▸ Dataset extract
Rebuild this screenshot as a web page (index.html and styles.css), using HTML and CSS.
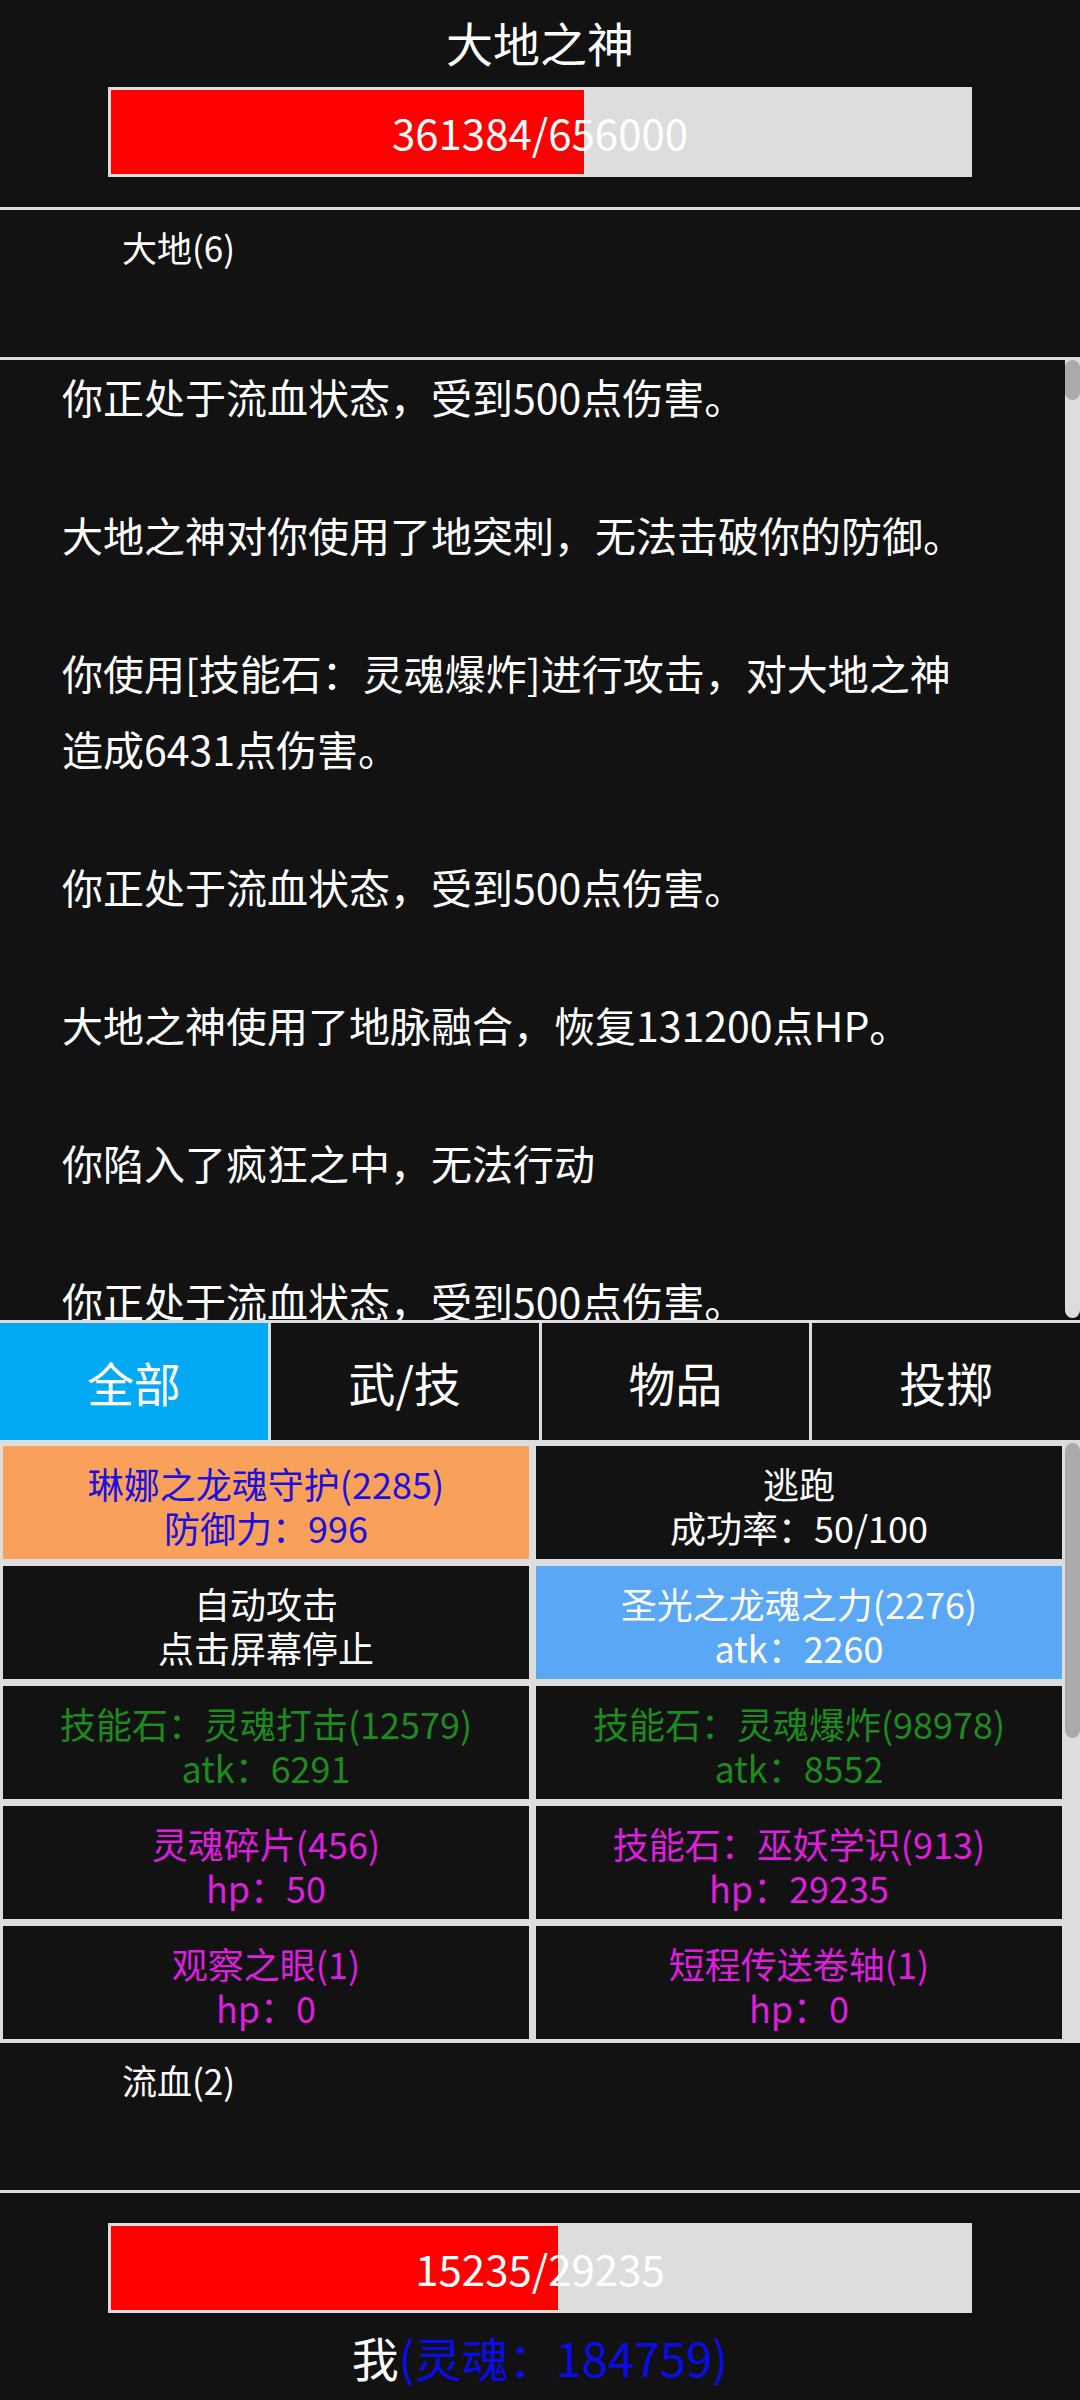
FILE: index.html
```html
<!DOCTYPE html>
<html>
<head>
  <meta charset="utf-8">
  <title>战斗</title>
  <link rel="stylesheet" href="styles.css">
</head>
<body>
  <div class="enemy">
    <div class="name">大地之神</div>
    <div class="hp-bar">
      <div class="fill" style="width: 55.09%;"></div>
      <div class="hp-text">361384/656000</div>
    </div>
  </div>

  <div class="line"></div>

  <div class="buffs">
    <span class="buff">大地(6)</span>
  </div>

  <div class="line"></div>

  <div class="log-wrap">
    <div class="log">
      <p>你正处于流血状态，受到500点伤害。</p>
      <p>大地之神对你使用了地突刺，无法击破你的防御。</p>
      <p>你使用[技能石：灵魂爆炸]进行攻击，对大地之神造成6431点伤害。</p>
      <p>你正处于流血状态，受到500点伤害。</p>
      <p>大地之神使用了地脉融合，恢复131200点HP。</p>
      <p>你陷入了疯狂之中，无法行动</p>
      <p>你正处于流血状态，受到500点伤害。</p>
    </div>
    <div class="scroll-track log-track">
      <div class="thumb log-thumb"></div>
    </div>
  </div>

  <div class="line"></div>

  <div class="tabs">
    <div class="tab active">全部</div>
    <div class="tab">武/技</div>
    <div class="tab">物品</div>
    <div class="tab">投掷</div>
  </div>

  <div class="actions-wrap">
    <div class="actions">
      <div class="cell orange">
        <span>琳娜之龙魂守护(2285)</span>
        <span>防御力：996</span>
      </div>
      <div class="cell">
        <span>逃跑</span>
        <span>成功率：50/100</span>
      </div>
      <div class="cell">
        <span>自动攻击</span>
        <span>点击屏幕停止</span>
      </div>
      <div class="cell sky">
        <span>圣光之龙魂之力(2276)</span>
        <span>atk：2260</span>
      </div>
      <div class="cell green">
        <span>技能石：灵魂打击(12579)</span>
        <span>atk：6291</span>
      </div>
      <div class="cell green">
        <span>技能石：灵魂爆炸(98978)</span>
        <span>atk：8552</span>
      </div>
      <div class="cell pink">
        <span>灵魂碎片(456)</span>
        <span>hp：50</span>
      </div>
      <div class="cell pink">
        <span>技能石：巫妖学识(913)</span>
        <span>hp：29235</span>
      </div>
      <div class="cell pink">
        <span>观察之眼(1)</span>
        <span>hp：0</span>
      </div>
      <div class="cell pink">
        <span>短程传送卷轴(1)</span>
        <span>hp：0</span>
      </div>
    </div>
    <div class="scroll-track grid-track">
      <div class="thumb grid-thumb"></div>
    </div>
  </div>

  <div class="buffs">
    <span class="buff">流血(2)</span>
  </div>

  <div class="line"></div>

  <div class="player">
    <div class="hp-bar">
      <div class="fill" style="width: 52.11%;"></div>
      <div class="hp-text">15235/29235</div>
    </div>
    <div class="me">我<span class="soul">(灵魂：184759)</span></div>
  </div>
</body>
</html>
```

FILE: styles.css
```css
body {
  margin: 0;
  width: 1080px;
  height: 2400px;
  overflow: hidden;
  background-color: #121212;
  color: #fff;
  font-family: "Noto Sans CJK SC", "Noto Sans", sans-serif;
}

.line {
  height: 3px;
  background-color: #dddddd;
}

/* enemy header */
.enemy {
  height: 207px;
  padding-top: 10px;
  box-sizing: border-box;
}

.name, .me {
  font-size: 47px;
  line-height: 64px;
  text-align: center;
}

.hp-bar {
  width: 864px;
  height: 90px;
  margin: 0 auto;
  padding: 3px;
  box-sizing: border-box;
  background-color: #dddddd;
  display: grid;
}

.name + .hp-bar {
  margin-top: 13px;
}

.hp-bar .fill,
.hp-bar .hp-text {
  grid-area: 1 / 1;
}

.hp-bar .fill {
  background-color: #ff0000;
  height: 100%;
}

.hp-text {
  font-size: 42px;
  line-height: 84px;
  text-align: center;
  color: #fff;
}

/* buff rows */
.buffs {
  height: 147px;
  padding: 12px 0 0 122px;
  box-sizing: border-box;
}

.buff {
  font-size: 35px;
  line-height: 50px;
}

/* battle log */
.log-wrap {
  height: 960px;
  display: flex;
  overflow: hidden;
}

.log {
  flex: 1;
  padding-left: 62px;
  margin-top: -2px;
  font-size: 41px;
  line-height: 76px;
}

.log p {
  margin: 0 0 62px;
  width: 22.3em;
}

.scroll-track {
  width: 15px;
  background-color: #dddddd;
  border-radius: 0 0 8px 8px;
}

.log-track {
  height: 958px;
}

.thumb {
  background-color: #aaaaaa;
  border-radius: 8px;
}

.log-thumb {
  height: 40px;
}

/* tabs */
.tabs {
  display: grid;
  grid-template-columns: repeat(4, 1fr);
  gap: 3px;
  background-color: #dddddd;
}

.tab {
  height: 117px;
  display: flex;
  align-items: center;
  justify-content: center;
  font-size: 47px;
  background-color: #121212;
}

.tab.active {
  background-color: #03a9f4;
}

/* actions */
.actions-wrap {
  display: flex;
  background-color: #dddddd;
  padding: 6px 0 4px 3px;
}

.actions {
  width: 1059px;
  display: grid;
  grid-template-columns: 1fr 1fr;
  grid-auto-rows: 113px;
  gap: 7px;
}

.cell {
  background-color: #121212;
  color: #fff;
  display: flex;
  flex-direction: column;
  align-items: center;
  justify-content: center;
  padding-top: 4px;
  box-sizing: border-box;
  font-size: 36px;
  line-height: 44px;
}

.cell span {
  display: block;
  height: 44px;
}

.cell.orange {
  background-color: #f9a05a;
  color: #1c10dc;
}

.cell.sky {
  background-color: #5aa8f5;
}

.cell.green {
  color: #1d8b1d;
}

.cell.pink {
  color: #dd1fdd;
}

.grid-track {
  margin: -3px 0 -2px 3px;
}

.grid-thumb {
  height: 295px;
}

/* player */
.player {
  padding-top: 30px;
}

.me {
  margin-top: 12px;
}

.soul {
  color: #0c0ce6;
}
```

▸ Goal of the exercise
Reproduce the listing above exactly, excluding all pictures.

▸ Completed task
Rebuild this screenshot as a web page (index.html and styles.css), using HTML and CSS.
FILE: index.html
```html
<!DOCTYPE html>
<html>
<head>
  <meta charset="utf-8">
  <title>战斗</title>
  <link rel="stylesheet" href="styles.css">
</head>
<body>
  <div class="enemy">
    <div class="name">大地之神</div>
    <div class="hp-bar">
      <div class="fill" style="width: 55.09%;"></div>
      <div class="hp-text">361384/656000</div>
    </div>
  </div>

  <div class="line"></div>

  <div class="buffs">
    <span class="buff">大地(6)</span>
  </div>

  <div class="line"></div>

  <div class="log-wrap">
    <div class="log">
      <p>你正处于流血状态，受到500点伤害。</p>
      <p>大地之神对你使用了地突刺，无法击破你的防御。</p>
      <p>你使用[技能石：灵魂爆炸]进行攻击，对大地之神造成6431点伤害。</p>
      <p>你正处于流血状态，受到500点伤害。</p>
      <p>大地之神使用了地脉融合，恢复131200点HP。</p>
      <p>你陷入了疯狂之中，无法行动</p>
      <p>你正处于流血状态，受到500点伤害。</p>
    </div>
    <div class="scroll-track log-track">
      <div class="thumb log-thumb"></div>
    </div>
  </div>

  <div class="line"></div>

  <div class="tabs">
    <div class="tab active">全部</div>
    <div class="tab">武/技</div>
    <div class="tab">物品</div>
    <div class="tab">投掷</div>
  </div>

  <div class="actions-wrap">
    <div class="actions">
      <div class="cell orange">
        <span>琳娜之龙魂守护(2285)</span>
        <span>防御力：996</span>
      </div>
      <div class="cell">
        <span>逃跑</span>
        <span>成功率：50/100</span>
      </div>
      <div class="cell">
        <span>自动攻击</span>
        <span>点击屏幕停止</span>
      </div>
      <div class="cell sky">
        <span>圣光之龙魂之力(2276)</span>
        <span>atk：2260</span>
      </div>
      <div class="cell green">
        <span>技能石：灵魂打击(12579)</span>
        <span>atk：6291</span>
      </div>
      <div class="cell green">
        <span>技能石：灵魂爆炸(98978)</span>
        <span>atk：8552</span>
      </div>
      <div class="cell pink">
        <span>灵魂碎片(456)</span>
        <span>hp：50</span>
      </div>
      <div class="cell pink">
        <span>技能石：巫妖学识(913)</span>
        <span>hp：29235</span>
      </div>
      <div class="cell pink">
        <span>观察之眼(1)</span>
        <span>hp：0</span>
      </div>
      <div class="cell pink">
        <span>短程传送卷轴(1)</span>
        <span>hp：0</span>
      </div>
    </div>
    <div class="scroll-track grid-track">
      <div class="thumb grid-thumb"></div>
    </div>
  </div>

  <div class="buffs">
    <span class="buff">流血(2)</span>
  </div>

  <div class="line"></div>

  <div class="player">
    <div class="hp-bar">
      <div class="fill" style="width: 52.11%;"></div>
      <div class="hp-text">15235/29235</div>
    </div>
    <div class="me">我<span class="soul">(灵魂：184759)</span></div>
  </div>
</body>
</html>
```

FILE: styles.css
```css
body {
  margin: 0;
  width: 1080px;
  height: 2400px;
  overflow: hidden;
  background-color: #121212;
  color: #fff;
  font-family: "Noto Sans CJK SC", "Noto Sans", sans-serif;
}

.line {
  height: 3px;
  background-color: #dddddd;
}

/* enemy header */
.enemy {
  height: 207px;
  padding-top: 10px;
  box-sizing: border-box;
}

.name, .me {
  font-size: 47px;
  line-height: 64px;
  text-align: center;
}

.hp-bar {
  width: 864px;
  height: 90px;
  margin: 0 auto;
  padding: 3px;
  box-sizing: border-box;
  background-color: #dddddd;
  display: grid;
}

.name + .hp-bar {
  margin-top: 13px;
}

.hp-bar .fill,
.hp-bar .hp-text {
  grid-area: 1 / 1;
}

.hp-bar .fill {
  background-color: #ff0000;
  height: 100%;
}

.hp-text {
  font-size: 42px;
  line-height: 84px;
  text-align: center;
  color: #fff;
}

/* buff rows */
.buffs {
  height: 147px;
  padding: 12px 0 0 122px;
  box-sizing: border-box;
}

.buff {
  font-size: 35px;
  line-height: 50px;
}

/* battle log */
.log-wrap {
  height: 960px;
  display: flex;
  overflow: hidden;
}

.log {
  flex: 1;
  padding-left: 62px;
  margin-top: -2px;
  font-size: 41px;
  line-height: 76px;
}

.log p {
  margin: 0 0 62px;
  width: 22.3em;
}

.scroll-track {
  width: 15px;
  background-color: #dddddd;
  border-radius: 0 0 8px 8px;
}

.log-track {
  height: 958px;
}

.thumb {
  background-color: #aaaaaa;
  border-radius: 8px;
}

.log-thumb {
  height: 40px;
}

/* tabs */
.tabs {
  display: grid;
  grid-template-columns: repeat(4, 1fr);
  gap: 3px;
  background-color: #dddddd;
}

.tab {
  height: 117px;
  display: flex;
  align-items: center;
  justify-content: center;
  font-size: 47px;
  background-color: #121212;
}

.tab.active {
  background-color: #03a9f4;
}

/* actions */
.actions-wrap {
  display: flex;
  background-color: #dddddd;
  padding: 6px 0 4px 3px;
}

.actions {
  width: 1059px;
  display: grid;
  grid-template-columns: 1fr 1fr;
  grid-auto-rows: 113px;
  gap: 7px;
}

.cell {
  background-color: #121212;
  color: #fff;
  display: flex;
  flex-direction: column;
  align-items: center;
  justify-content: center;
  padding-top: 4px;
  box-sizing: border-box;
  font-size: 36px;
  line-height: 44px;
}

.cell span {
  display: block;
  height: 44px;
}

.cell.orange {
  background-color: #f9a05a;
  color: #1c10dc;
}

.cell.sky {
  background-color: #5aa8f5;
}

.cell.green {
  color: #1d8b1d;
}

.cell.pink {
  color: #dd1fdd;
}

.grid-track {
  margin: -3px 0 -2px 3px;
}

.grid-thumb {
  height: 295px;
}

/* player */
.player {
  padding-top: 30px;
}

.me {
  margin-top: 12px;
}

.soul {
  color: #0c0ce6;
}
```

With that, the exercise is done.